### WORK TO BE COMPLETED
Write out the material exactly. Do not include the pictures.

### DATA SEGMENT
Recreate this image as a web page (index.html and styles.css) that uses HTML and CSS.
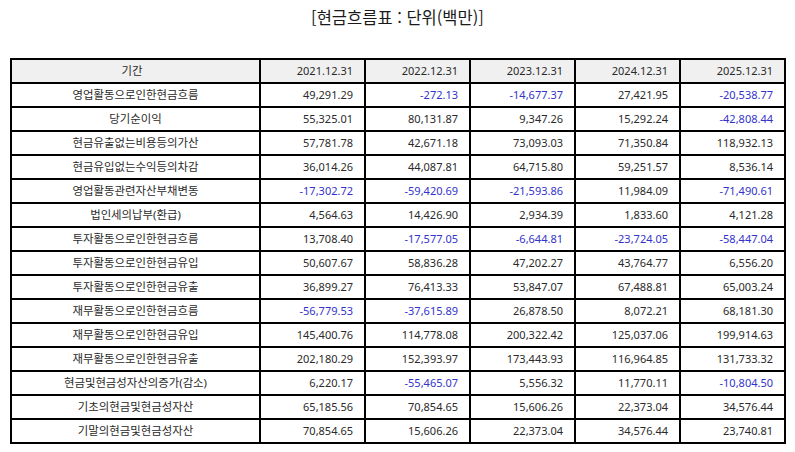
FILE: index.html
```html
<!DOCTYPE html>
<html lang="ko">
<head>
<meta charset="utf-8">
<title>현금흐름표</title>
<link rel="stylesheet" href="styles.css">
</head>
<body>
<div class="page">
  <h1 class="title">[현금흐름표 : 단위(백만)]</h1>
  <table class="cf">
    <thead>
      <tr>
        <th class="c-label">기간</th>
        <th class="c-num">2021.12.31</th>
        <th class="c-num">2022.12.31</th>
        <th class="c-num">2023.12.31</th>
        <th class="c-num">2024.12.31</th>
        <th class="c-num">2025.12.31</th>
      </tr>
    </thead>
    <tbody>
      <tr><td class="lbl">영업활동으로인한현금흐름</td><td>49,291.29</td><td class="neg">-272.13</td><td class="neg">-14,677.37</td><td>27,421.95</td><td class="neg">-20,538.77</td></tr>
      <tr><td class="lbl">당기순이익</td><td>55,325.01</td><td>80,131.87</td><td>9,347.26</td><td>15,292.24</td><td class="neg">-42,808.44</td></tr>
      <tr><td class="lbl">현금유출없는비용등의가산</td><td>57,781.78</td><td>42,671.18</td><td>73,093.03</td><td>71,350.84</td><td>118,932.13</td></tr>
      <tr><td class="lbl">현금유입없는수익등의차감</td><td>36,014.26</td><td>44,087.81</td><td>64,715.80</td><td>59,251.57</td><td>8,536.14</td></tr>
      <tr><td class="lbl">영업활동관련자산부채변동</td><td class="neg">-17,302.72</td><td class="neg">-59,420.69</td><td class="neg">-21,593.86</td><td>11,984.09</td><td class="neg">-71,490.61</td></tr>
      <tr><td class="lbl">법인세의납부(환급)</td><td>4,564.63</td><td>14,426.90</td><td>2,934.39</td><td>1,833.60</td><td>4,121.28</td></tr>
      <tr><td class="lbl">투자활동으로인한현금흐름</td><td>13,708.40</td><td class="neg">-17,577.05</td><td class="neg">-6,644.81</td><td class="neg">-23,724.05</td><td class="neg">-58,447.04</td></tr>
      <tr><td class="lbl">투자활동으로인한현금유입</td><td>50,607.67</td><td>58,836.28</td><td>47,202.27</td><td>43,764.77</td><td>6,556.20</td></tr>
      <tr><td class="lbl">투자활동으로인한현금유출</td><td>36,899.27</td><td>76,413.33</td><td>53,847.07</td><td>67,488.81</td><td>65,003.24</td></tr>
      <tr><td class="lbl">재무활동으로인한현금흐름</td><td class="neg">-56,779.53</td><td class="neg">-37,615.89</td><td>26,878.50</td><td>8,072.21</td><td>68,181.30</td></tr>
      <tr><td class="lbl">재무활동으로인한현금유입</td><td>145,400.76</td><td>114,778.08</td><td>200,322.42</td><td>125,037.06</td><td>199,914.63</td></tr>
      <tr><td class="lbl">재무활동으로인한현금유출</td><td>202,180.29</td><td>152,393.97</td><td>173,443.93</td><td>116,964.85</td><td>131,733.32</td></tr>
      <tr><td class="lbl">현금및현금성자산의증가(감소)</td><td>6,220.17</td><td class="neg">-55,465.07</td><td>5,556.32</td><td>11,770.11</td><td class="neg">-10,804.50</td></tr>
      <tr><td class="lbl">기초의현금및현금성자산</td><td>65,185.56</td><td>70,854.65</td><td>15,606.26</td><td>22,373.04</td><td>34,576.44</td></tr>
      <tr><td class="lbl">기말의현금및현금성자산</td><td>70,854.65</td><td>15,606.26</td><td>22,373.04</td><td>34,576.44</td><td>23,740.81</td></tr>
    </tbody>
  </table>
</div>
</body>
</html>
```

FILE: styles.css
```css
html, body {
  margin: 0;
  padding: 0;
  background: #ffffff;
}

.page {
  padding: 0 10px;
  font-family: "Noto Sans", "Noto Sans CJK KR", sans-serif;
  color: #2a2a2a;
}

.title {
  margin: 0;
  height: 34px;
  line-height: 34px;
  font-size: 16.5px;
  font-weight: normal;
  text-align: center;
  color: #1a1a1a;
  font-family: "Noto Sans CJK KR", sans-serif;
}

.cf {
  margin-top: 24px;
  width: 776px;
  table-layout: fixed;
  border-collapse: separate;
  border-spacing: 0;
  border: 1px solid #000000;
  font-size: 11px;
}

.cf th,
.cf td {
  box-sizing: border-box;
  height: 24px;
  padding: 0 11px 0 4px;
  border: 1px solid #000000;
  text-align: right;
  font-weight: normal;
  white-space: nowrap;
  line-height: 22px;
}

.cf th {
  background: #f0f0f0;
}

.cf .c-label {
  width: 249px;
  text-align: center;
  font-size: 11.4px;
}

.cf .c-num {
  width: 105px;
}

.cf .lbl {
  text-align: center;
  font-size: 11.4px;
  padding: 0 4px;
}

.cf .neg {
  color: #3333cc;
}
```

### ANSWER TO THE PROBLEM
Recreate this image as a web page (index.html and styles.css) that uses HTML and CSS.
FILE: index.html
```html
<!DOCTYPE html>
<html lang="ko">
<head>
<meta charset="utf-8">
<title>현금흐름표</title>
<link rel="stylesheet" href="styles.css">
</head>
<body>
<div class="page">
  <h1 class="title">[현금흐름표 : 단위(백만)]</h1>
  <table class="cf">
    <thead>
      <tr>
        <th class="c-label">기간</th>
        <th class="c-num">2021.12.31</th>
        <th class="c-num">2022.12.31</th>
        <th class="c-num">2023.12.31</th>
        <th class="c-num">2024.12.31</th>
        <th class="c-num">2025.12.31</th>
      </tr>
    </thead>
    <tbody>
      <tr><td class="lbl">영업활동으로인한현금흐름</td><td>49,291.29</td><td class="neg">-272.13</td><td class="neg">-14,677.37</td><td>27,421.95</td><td class="neg">-20,538.77</td></tr>
      <tr><td class="lbl">당기순이익</td><td>55,325.01</td><td>80,131.87</td><td>9,347.26</td><td>15,292.24</td><td class="neg">-42,808.44</td></tr>
      <tr><td class="lbl">현금유출없는비용등의가산</td><td>57,781.78</td><td>42,671.18</td><td>73,093.03</td><td>71,350.84</td><td>118,932.13</td></tr>
      <tr><td class="lbl">현금유입없는수익등의차감</td><td>36,014.26</td><td>44,087.81</td><td>64,715.80</td><td>59,251.57</td><td>8,536.14</td></tr>
      <tr><td class="lbl">영업활동관련자산부채변동</td><td class="neg">-17,302.72</td><td class="neg">-59,420.69</td><td class="neg">-21,593.86</td><td>11,984.09</td><td class="neg">-71,490.61</td></tr>
      <tr><td class="lbl">법인세의납부(환급)</td><td>4,564.63</td><td>14,426.90</td><td>2,934.39</td><td>1,833.60</td><td>4,121.28</td></tr>
      <tr><td class="lbl">투자활동으로인한현금흐름</td><td>13,708.40</td><td class="neg">-17,577.05</td><td class="neg">-6,644.81</td><td class="neg">-23,724.05</td><td class="neg">-58,447.04</td></tr>
      <tr><td class="lbl">투자활동으로인한현금유입</td><td>50,607.67</td><td>58,836.28</td><td>47,202.27</td><td>43,764.77</td><td>6,556.20</td></tr>
      <tr><td class="lbl">투자활동으로인한현금유출</td><td>36,899.27</td><td>76,413.33</td><td>53,847.07</td><td>67,488.81</td><td>65,003.24</td></tr>
      <tr><td class="lbl">재무활동으로인한현금흐름</td><td class="neg">-56,779.53</td><td class="neg">-37,615.89</td><td>26,878.50</td><td>8,072.21</td><td>68,181.30</td></tr>
      <tr><td class="lbl">재무활동으로인한현금유입</td><td>145,400.76</td><td>114,778.08</td><td>200,322.42</td><td>125,037.06</td><td>199,914.63</td></tr>
      <tr><td class="lbl">재무활동으로인한현금유출</td><td>202,180.29</td><td>152,393.97</td><td>173,443.93</td><td>116,964.85</td><td>131,733.32</td></tr>
      <tr><td class="lbl">현금및현금성자산의증가(감소)</td><td>6,220.17</td><td class="neg">-55,465.07</td><td>5,556.32</td><td>11,770.11</td><td class="neg">-10,804.50</td></tr>
      <tr><td class="lbl">기초의현금및현금성자산</td><td>65,185.56</td><td>70,854.65</td><td>15,606.26</td><td>22,373.04</td><td>34,576.44</td></tr>
      <tr><td class="lbl">기말의현금및현금성자산</td><td>70,854.65</td><td>15,606.26</td><td>22,373.04</td><td>34,576.44</td><td>23,740.81</td></tr>
    </tbody>
  </table>
</div>
</body>
</html>
```

FILE: styles.css
```css
html, body {
  margin: 0;
  padding: 0;
  background: #ffffff;
}

.page {
  padding: 0 10px;
  font-family: "Noto Sans", "Noto Sans CJK KR", sans-serif;
  color: #2a2a2a;
}

.title {
  margin: 0;
  height: 34px;
  line-height: 34px;
  font-size: 16.5px;
  font-weight: normal;
  text-align: center;
  color: #1a1a1a;
  font-family: "Noto Sans CJK KR", sans-serif;
}

.cf {
  margin-top: 24px;
  width: 776px;
  table-layout: fixed;
  border-collapse: separate;
  border-spacing: 0;
  border: 1px solid #000000;
  font-size: 11px;
}

.cf th,
.cf td {
  box-sizing: border-box;
  height: 24px;
  padding: 0 11px 0 4px;
  border: 1px solid #000000;
  text-align: right;
  font-weight: normal;
  white-space: nowrap;
  line-height: 22px;
}

.cf th {
  background: #f0f0f0;
}

.cf .c-label {
  width: 249px;
  text-align: center;
  font-size: 11.4px;
}

.cf .c-num {
  width: 105px;
}

.cf .lbl {
  text-align: center;
  font-size: 11.4px;
  padding: 0 4px;
}

.cf .neg {
  color: #3333cc;
}
```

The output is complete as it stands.